» What you have to do: Transcribe all of the material exactly, except for its pictures.

» Data segment:

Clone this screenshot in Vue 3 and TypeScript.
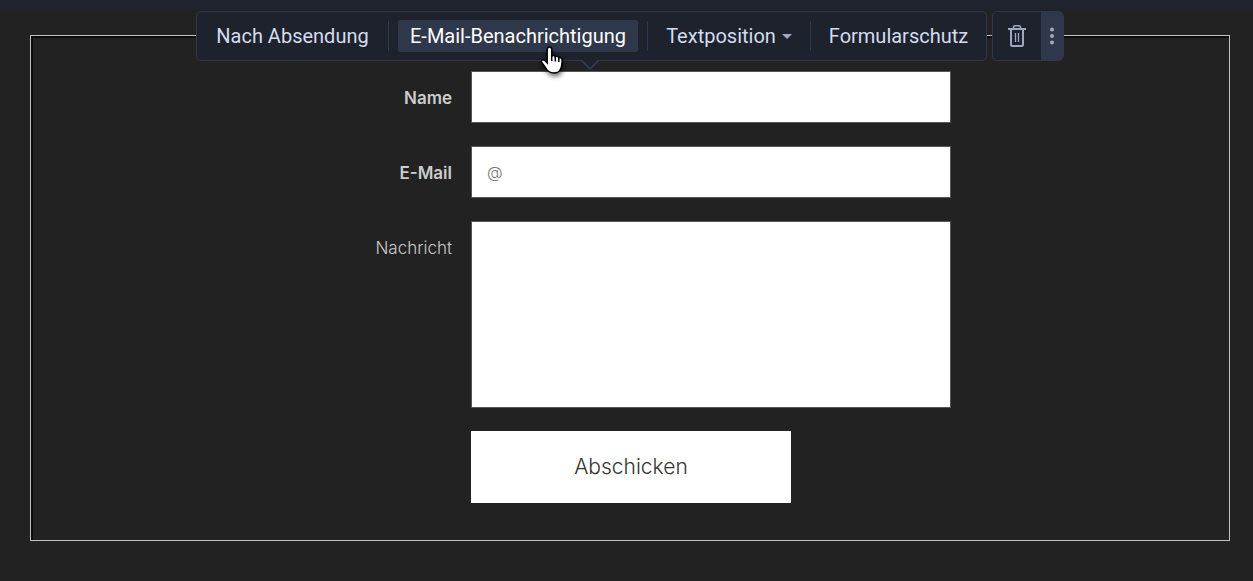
<script setup lang="ts">
import { ref } from 'vue'

interface ToolbarItem {
  id: string
  label: string
  menu?: boolean
}

const items: ToolbarItem[] = [
  { id: 'after', label: 'Nach Absendung' },
  { id: 'notify', label: 'E-Mail-Benachrichtigung' },
  { id: 'position', label: 'Textposition', menu: true },
  { id: 'protect', label: 'Formularschutz' },
]

const active = ref('notify')
const name = ref('')
const email = ref('')
const message = ref('')
</script>

<template>
  <div class="page">
    <header class="topbar"></header>
    <main class="canvas">
      <section class="frame">
        <div class="tools">
          <div class="toolbar" role="toolbar" aria-label="Formular">
            <div v-for="item in items" :key="item.id" class="cell" :class="item.id">
              <button type="button" class="tool" :class="{ active: active === item.id }" @click="active = item.id">
                {{ item.label }}
                <svg v-if="item.menu" class="caret" viewBox="0 0 10 5"><path d="M0 0h10L5 5z" /></svg>
              </button>
            </div>
            <svg class="pointer" viewBox="0 0 20 10"><path d="M1 0l9 9 9-9" /></svg>
            <svg class="hand" viewBox="0 0 28 34">
              <path
                d="M9.5 2c1.5 0 2.2 1 2.2 2.4v7c.6-1.4 3.2-1.3 3.6.5.8-1.100 3.200-.7 3.500 1 1.100-.9 3.300-.2 3.300 1.800 0 4.200-.1 6.500-1.500 9.300-.9 2.300-2.300 4-6.600 4-4.600 0-6.300-1.500-8.300-5L1.600 17.300c-.9-1.700 1.200-3.200 2.900-2l2.700 2.700V4.400C7.200 3 8 2 9.500 2z"
              />
              <path class="fingers" d="M11.700 11v5M15.300 12v4.500M18.800 13v4" />
            </svg>
          </div>
          <div class="toolbar actions">
            <button type="button" class="delete" aria-label="Löschen">
              <svg viewBox="0 0 18 22">
                <path d="M3 4v15.500q0 1.500 1.500 1.500h9q1.500 0 1.500-1.500V4" />
                <path d="M0 4h18" />
                <path class="lid" d="M5.500 3.500V2.200q0-1.400 1.400-1.400h4.200q1.400 0 1.400 1.400v1.300" />
                <path class="thin" d="M7.500 8v9M10.500 8v9" />
              </svg>
            </button>
            <button type="button" class="more" aria-label="Mehr">
              <svg viewBox="0 0 4 18">
                <circle cx="2" cy="2.500" r="2" /><circle cx="2" cy="9" r="2" /><circle cx="2" cy="15.500" r="2" />
              </svg>
            </button>
          </div>
        </div>
        <form class="form" @submit.prevent>
          <label class="required" for="name">Name</label>
          <input id="name" v-model="name" type="text" />
          <label class="required" for="email">E-Mail</label>
          <input id="email" v-model="email" type="text" placeholder="@" />
          <label for="message">Nachricht</label>
          <textarea id="message" v-model="message"></textarea>
          <button type="submit" class="submit">Abschicken</button>
        </form>
      </section>
    </main>
  </div>
</template>

<style>
body {
  margin: 0;
  background: #222;
}
</style>

<style scoped>
.page {
  min-height: 100vh;
  box-sizing: border-box;
  background: #222;
  font-family: Inter, "Liberation Sans", sans-serif;
}
.topbar {
  height: 10px;
  background: #1e232e;
}
.canvas {
  padding: 25px 23px 40px 30px;
}
.frame {
  position: relative;
  border: 1px solid #c0c0c0;
  box-shadow: inset 1px 1px 0 1px #0c0c0c;
  padding: 35px 16px 37px 18px;
}
.tools {
  position: absolute;
  top: -25px;
  left: 0;
  right: 0;
  display: flex;
  justify-content: center;
  gap: 5px;
}
.toolbar {
  position: relative;
  display: flex;
  align-items: center;
  box-sizing: border-box;
  height: 50px;
  border: 1px solid #2f3850;
  border-radius: 5px;
  background: #1d222d;
}
.cell {
  display: flex;
  box-sizing: border-box;
  height: 30px;
  align-items: center;
  justify-content: center;
  border-left: 1px solid #2f3850;
}
.after {
  width: 191px;
  border-left: 0;
}
.notify {
  width: 259px;
}
.position {
  width: 163px;
}
.protect {
  width: 176px;
}
.tool {
  display: flex;
  align-items: center;
  justify-content: center;
  gap: 6px;
  height: 32px;
  padding: 0 9px;
  border: 0;
  border-radius: 2px;
  background: none;
  color: #d5dcef;
  font: 20px/32px Roboto, "Liberation Sans", sans-serif;
  white-space: nowrap;
}
.tool.active {
  width: 240px;
  background: #2f374b;
  color: #fff;
}
.caret {
  width: 10px;
  height: 5px;
  fill: #a0a8c0;
}
.pointer {
  position: absolute;
  top: 48px;
  left: 383px;
  width: 20px;
  height: 10px;
  fill: #1d222d;
  stroke: #2f3850;
  stroke-width: 2;
}
.hand {
  position: absolute;
  top: 33px;
  left: 343px;
  width: 28px;
  height: 34px;
  fill: #fff;
  stroke: #000;
  stroke-width: 1.5;
  filter: drop-shadow(1px 3px 2px rgba(0, 0, 0, 0.5));
}
.hand .fingers {
  fill: none;
}
.actions {
  align-items: stretch;
  overflow: hidden;
}
.delete,
.more {
  display: flex;
  align-items: center;
  justify-content: center;
  padding: 0;
  border: 0;
  background: none;
}
.delete {
  width: 48px;
}
.delete svg {
  width: 18px;
  height: 22px;
  fill: none;
  stroke: #a0a8c0;
  stroke-width: 2;
}
.delete .lid {
  stroke-width: 1.5;
}
.delete .thin {
  stroke-width: 1.3;
}
.more {
  width: 22px;
  background: #2f374b;
}
.more svg {
  width: 4px;
  height: 18px;
  fill: #a0a8c0;
}
.form {
  display: grid;
  grid-template-columns: 141px 1fr;
  gap: 23px 19px;
  max-width: 640px;
  margin: 0 auto;
}
label {
  color: #ccc;
  font-size: 17px;
  font-weight: 300;
  line-height: 54px;
  height: 52px;
  text-align: right;
}
.required {
  font-weight: 600;
}
input,
textarea {
  box-sizing: border-box;
  width: 100%;
  height: 52px;
  padding: 0 15px;
  border: 1px solid #555;
  border-radius: 0;
  background: #fff;
  color: #333;
  font: 300 16px Inter, sans-serif;
}
input::placeholder {
  color: #757575;
}
textarea {
  display: block;
  height: 187px;
  padding: 15px;
  resize: none;
}
.submit {
  grid-column: 2;
  width: 320px;
  height: 72px;
  padding: 0 0 2px;
  border: 0;
  background: #fff;
  color: #333;
  font: 300 21px Inter, sans-serif;
}
</style>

» Task answer:
Clone this screenshot in Vue 3 and TypeScript.
<script setup lang="ts">
import { ref } from 'vue'

interface ToolbarItem {
  id: string
  label: string
  menu?: boolean
}

const items: ToolbarItem[] = [
  { id: 'after', label: 'Nach Absendung' },
  { id: 'notify', label: 'E-Mail-Benachrichtigung' },
  { id: 'position', label: 'Textposition', menu: true },
  { id: 'protect', label: 'Formularschutz' },
]

const active = ref('notify')
const name = ref('')
const email = ref('')
const message = ref('')
</script>

<template>
  <div class="page">
    <header class="topbar"></header>
    <main class="canvas">
      <section class="frame">
        <div class="tools">
          <div class="toolbar" role="toolbar" aria-label="Formular">
            <div v-for="item in items" :key="item.id" class="cell" :class="item.id">
              <button type="button" class="tool" :class="{ active: active === item.id }" @click="active = item.id">
                {{ item.label }}
                <svg v-if="item.menu" class="caret" viewBox="0 0 10 5"><path d="M0 0h10L5 5z" /></svg>
              </button>
            </div>
            <svg class="pointer" viewBox="0 0 20 10"><path d="M1 0l9 9 9-9" /></svg>
            <svg class="hand" viewBox="0 0 28 34">
              <path
                d="M9.5 2c1.5 0 2.2 1 2.2 2.4v7c.6-1.4 3.2-1.3 3.6.5.8-1.100 3.200-.7 3.500 1 1.100-.9 3.300-.2 3.300 1.800 0 4.200-.1 6.500-1.500 9.300-.9 2.300-2.300 4-6.600 4-4.600 0-6.300-1.500-8.300-5L1.600 17.300c-.9-1.700 1.200-3.200 2.900-2l2.700 2.700V4.400C7.200 3 8 2 9.500 2z"
              />
              <path class="fingers" d="M11.700 11v5M15.300 12v4.500M18.800 13v4" />
            </svg>
          </div>
          <div class="toolbar actions">
            <button type="button" class="delete" aria-label="Löschen">
              <svg viewBox="0 0 18 22">
                <path d="M3 4v15.500q0 1.500 1.500 1.500h9q1.500 0 1.500-1.500V4" />
                <path d="M0 4h18" />
                <path class="lid" d="M5.500 3.500V2.200q0-1.400 1.400-1.400h4.200q1.400 0 1.400 1.400v1.300" />
                <path class="thin" d="M7.500 8v9M10.500 8v9" />
              </svg>
            </button>
            <button type="button" class="more" aria-label="Mehr">
              <svg viewBox="0 0 4 18">
                <circle cx="2" cy="2.500" r="2" /><circle cx="2" cy="9" r="2" /><circle cx="2" cy="15.500" r="2" />
              </svg>
            </button>
          </div>
        </div>
        <form class="form" @submit.prevent>
          <label class="required" for="name">Name</label>
          <input id="name" v-model="name" type="text" />
          <label class="required" for="email">E-Mail</label>
          <input id="email" v-model="email" type="text" placeholder="@" />
          <label for="message">Nachricht</label>
          <textarea id="message" v-model="message"></textarea>
          <button type="submit" class="submit">Abschicken</button>
        </form>
      </section>
    </main>
  </div>
</template>

<style>
body {
  margin: 0;
  background: #222;
}
</style>

<style scoped>
.page {
  min-height: 100vh;
  box-sizing: border-box;
  background: #222;
  font-family: Inter, "Liberation Sans", sans-serif;
}
.topbar {
  height: 10px;
  background: #1e232e;
}
.canvas {
  padding: 25px 23px 40px 30px;
}
.frame {
  position: relative;
  border: 1px solid #c0c0c0;
  box-shadow: inset 1px 1px 0 1px #0c0c0c;
  padding: 35px 16px 37px 18px;
}
.tools {
  position: absolute;
  top: -25px;
  left: 0;
  right: 0;
  display: flex;
  justify-content: center;
  gap: 5px;
}
.toolbar {
  position: relative;
  display: flex;
  align-items: center;
  box-sizing: border-box;
  height: 50px;
  border: 1px solid #2f3850;
  border-radius: 5px;
  background: #1d222d;
}
.cell {
  display: flex;
  box-sizing: border-box;
  height: 30px;
  align-items: center;
  justify-content: center;
  border-left: 1px solid #2f3850;
}
.after {
  width: 191px;
  border-left: 0;
}
.notify {
  width: 259px;
}
.position {
  width: 163px;
}
.protect {
  width: 176px;
}
.tool {
  display: flex;
  align-items: center;
  justify-content: center;
  gap: 6px;
  height: 32px;
  padding: 0 9px;
  border: 0;
  border-radius: 2px;
  background: none;
  color: #d5dcef;
  font: 20px/32px Roboto, "Liberation Sans", sans-serif;
  white-space: nowrap;
}
.tool.active {
  width: 240px;
  background: #2f374b;
  color: #fff;
}
.caret {
  width: 10px;
  height: 5px;
  fill: #a0a8c0;
}
.pointer {
  position: absolute;
  top: 48px;
  left: 383px;
  width: 20px;
  height: 10px;
  fill: #1d222d;
  stroke: #2f3850;
  stroke-width: 2;
}
.hand {
  position: absolute;
  top: 33px;
  left: 343px;
  width: 28px;
  height: 34px;
  fill: #fff;
  stroke: #000;
  stroke-width: 1.5;
  filter: drop-shadow(1px 3px 2px rgba(0, 0, 0, 0.5));
}
.hand .fingers {
  fill: none;
}
.actions {
  align-items: stretch;
  overflow: hidden;
}
.delete,
.more {
  display: flex;
  align-items: center;
  justify-content: center;
  padding: 0;
  border: 0;
  background: none;
}
.delete {
  width: 48px;
}
.delete svg {
  width: 18px;
  height: 22px;
  fill: none;
  stroke: #a0a8c0;
  stroke-width: 2;
}
.delete .lid {
  stroke-width: 1.5;
}
.delete .thin {
  stroke-width: 1.3;
}
.more {
  width: 22px;
  background: #2f374b;
}
.more svg {
  width: 4px;
  height: 18px;
  fill: #a0a8c0;
}
.form {
  display: grid;
  grid-template-columns: 141px 1fr;
  gap: 23px 19px;
  max-width: 640px;
  margin: 0 auto;
}
label {
  color: #ccc;
  font-size: 17px;
  font-weight: 300;
  line-height: 54px;
  height: 52px;
  text-align: right;
}
.required {
  font-weight: 600;
}
input,
textarea {
  box-sizing: border-box;
  width: 100%;
  height: 52px;
  padding: 0 15px;
  border: 1px solid #555;
  border-radius: 0;
  background: #fff;
  color: #333;
  font: 300 16px Inter, sans-serif;
}
input::placeholder {
  color: #757575;
}
textarea {
  display: block;
  height: 187px;
  padding: 15px;
  resize: none;
}
.submit {
  grid-column: 2;
  width: 320px;
  height: 72px;
  padding: 0 0 2px;
  border: 0;
  background: #fff;
  color: #333;
  font: 300 21px Inter, sans-serif;
}
</style>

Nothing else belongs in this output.